## begin Data section
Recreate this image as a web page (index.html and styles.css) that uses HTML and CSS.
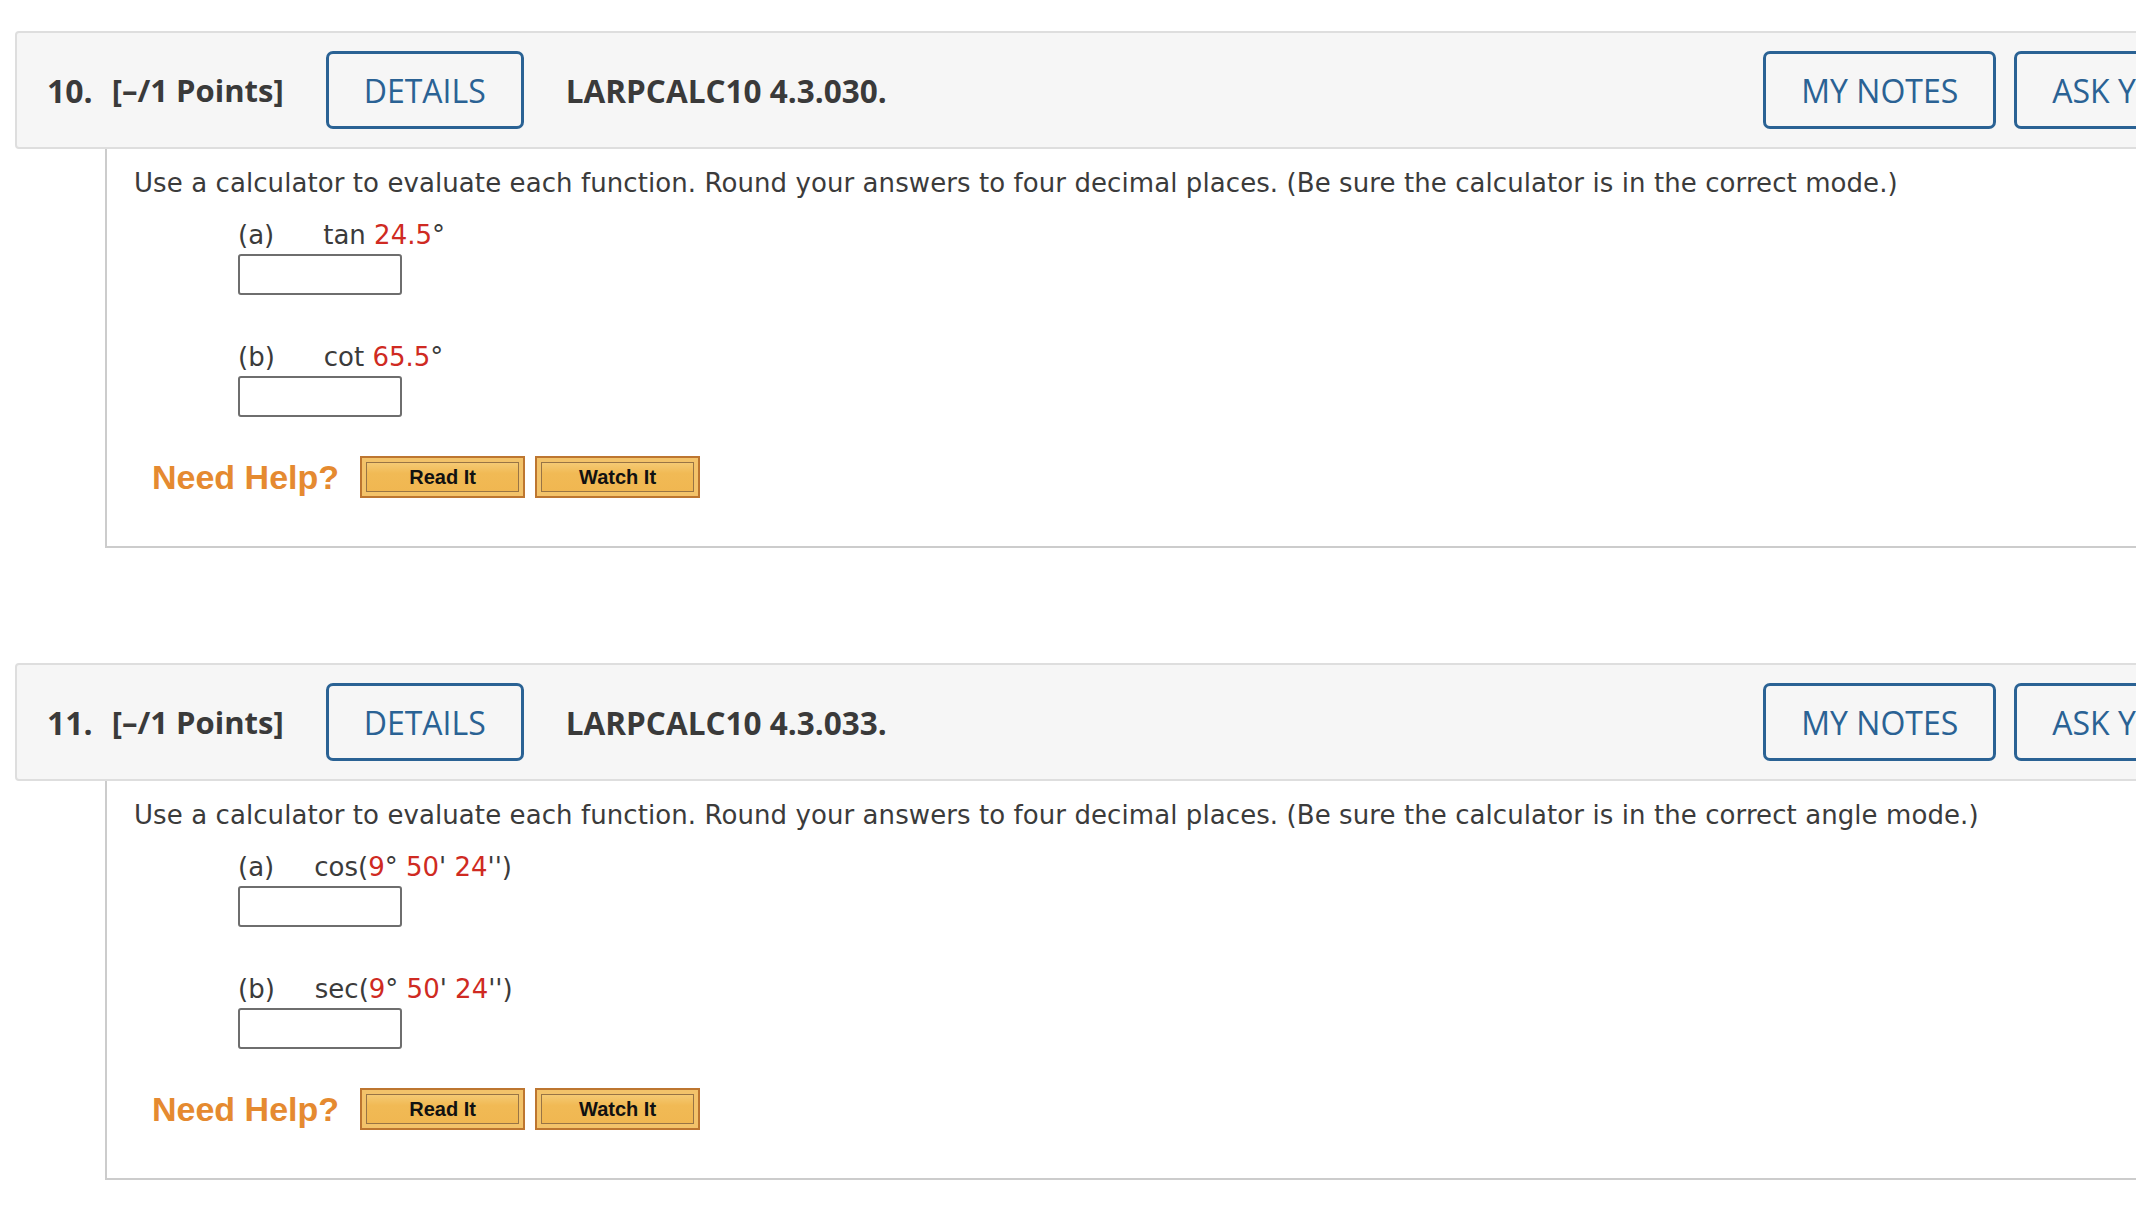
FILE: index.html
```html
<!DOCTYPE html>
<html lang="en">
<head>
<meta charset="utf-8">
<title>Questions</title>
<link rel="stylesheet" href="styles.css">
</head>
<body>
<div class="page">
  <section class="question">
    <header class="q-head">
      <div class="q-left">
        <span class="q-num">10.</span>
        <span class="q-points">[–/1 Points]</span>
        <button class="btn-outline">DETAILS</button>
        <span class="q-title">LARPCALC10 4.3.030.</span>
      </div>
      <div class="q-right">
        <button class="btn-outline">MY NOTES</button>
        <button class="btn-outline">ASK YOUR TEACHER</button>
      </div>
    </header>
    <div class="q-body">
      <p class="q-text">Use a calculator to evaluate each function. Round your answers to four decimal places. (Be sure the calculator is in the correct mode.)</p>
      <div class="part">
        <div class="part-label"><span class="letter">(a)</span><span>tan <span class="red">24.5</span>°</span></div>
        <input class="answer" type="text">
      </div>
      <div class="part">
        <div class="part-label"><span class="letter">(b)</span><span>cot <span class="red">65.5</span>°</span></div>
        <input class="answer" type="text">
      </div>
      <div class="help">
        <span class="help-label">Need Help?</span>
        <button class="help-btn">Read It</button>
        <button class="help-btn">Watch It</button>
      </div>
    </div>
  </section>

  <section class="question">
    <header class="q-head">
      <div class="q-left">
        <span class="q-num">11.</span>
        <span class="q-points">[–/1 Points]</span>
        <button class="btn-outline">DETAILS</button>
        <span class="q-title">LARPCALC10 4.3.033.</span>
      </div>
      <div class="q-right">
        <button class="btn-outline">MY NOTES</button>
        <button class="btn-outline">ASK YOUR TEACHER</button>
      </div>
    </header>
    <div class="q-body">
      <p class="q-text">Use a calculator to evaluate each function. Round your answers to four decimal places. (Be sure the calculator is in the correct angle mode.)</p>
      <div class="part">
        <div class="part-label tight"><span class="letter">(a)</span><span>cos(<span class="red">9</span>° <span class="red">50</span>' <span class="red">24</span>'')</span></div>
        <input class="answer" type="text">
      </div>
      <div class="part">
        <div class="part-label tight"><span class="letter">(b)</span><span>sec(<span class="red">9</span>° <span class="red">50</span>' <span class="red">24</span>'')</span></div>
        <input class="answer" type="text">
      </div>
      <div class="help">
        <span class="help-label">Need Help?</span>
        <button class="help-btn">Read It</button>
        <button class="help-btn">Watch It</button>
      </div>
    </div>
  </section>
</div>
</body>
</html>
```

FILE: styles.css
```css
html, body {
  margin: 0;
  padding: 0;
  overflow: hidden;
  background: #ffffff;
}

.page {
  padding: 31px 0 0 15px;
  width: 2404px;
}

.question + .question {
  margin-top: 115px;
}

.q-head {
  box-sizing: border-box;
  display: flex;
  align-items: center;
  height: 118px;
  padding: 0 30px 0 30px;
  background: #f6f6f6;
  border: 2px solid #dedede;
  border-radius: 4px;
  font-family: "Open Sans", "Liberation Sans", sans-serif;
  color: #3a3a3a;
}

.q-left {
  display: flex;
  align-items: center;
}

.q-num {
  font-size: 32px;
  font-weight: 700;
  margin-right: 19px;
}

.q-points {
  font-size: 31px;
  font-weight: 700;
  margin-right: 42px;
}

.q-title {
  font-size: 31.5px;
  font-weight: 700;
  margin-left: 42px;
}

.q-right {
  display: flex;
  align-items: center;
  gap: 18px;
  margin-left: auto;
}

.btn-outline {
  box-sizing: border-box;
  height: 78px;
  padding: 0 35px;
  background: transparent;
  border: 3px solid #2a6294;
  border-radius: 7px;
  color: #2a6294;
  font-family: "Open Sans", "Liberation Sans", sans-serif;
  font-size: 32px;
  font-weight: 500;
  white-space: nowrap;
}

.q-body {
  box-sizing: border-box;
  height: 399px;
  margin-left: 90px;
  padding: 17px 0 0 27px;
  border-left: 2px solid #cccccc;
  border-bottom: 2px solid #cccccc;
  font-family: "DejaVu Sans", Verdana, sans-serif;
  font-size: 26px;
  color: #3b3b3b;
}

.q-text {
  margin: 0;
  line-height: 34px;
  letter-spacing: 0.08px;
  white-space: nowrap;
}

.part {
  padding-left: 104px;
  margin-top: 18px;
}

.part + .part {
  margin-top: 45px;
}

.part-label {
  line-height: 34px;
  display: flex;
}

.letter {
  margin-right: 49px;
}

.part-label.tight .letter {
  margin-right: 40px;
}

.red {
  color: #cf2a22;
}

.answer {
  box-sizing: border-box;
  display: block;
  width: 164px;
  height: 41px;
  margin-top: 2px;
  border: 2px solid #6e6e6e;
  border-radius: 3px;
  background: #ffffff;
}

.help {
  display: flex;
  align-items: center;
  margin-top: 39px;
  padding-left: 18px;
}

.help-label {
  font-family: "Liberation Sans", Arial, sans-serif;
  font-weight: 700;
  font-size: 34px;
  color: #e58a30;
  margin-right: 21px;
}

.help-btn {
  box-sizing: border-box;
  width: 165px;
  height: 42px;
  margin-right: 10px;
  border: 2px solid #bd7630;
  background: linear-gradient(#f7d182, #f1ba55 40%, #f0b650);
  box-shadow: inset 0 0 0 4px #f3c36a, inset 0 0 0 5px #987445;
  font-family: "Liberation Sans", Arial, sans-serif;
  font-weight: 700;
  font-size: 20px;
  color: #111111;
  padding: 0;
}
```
## end Data section
• [Written instruction]
Count up every line above that has the word "styles" in it; answer with the number alone.

• [Problem solution]
3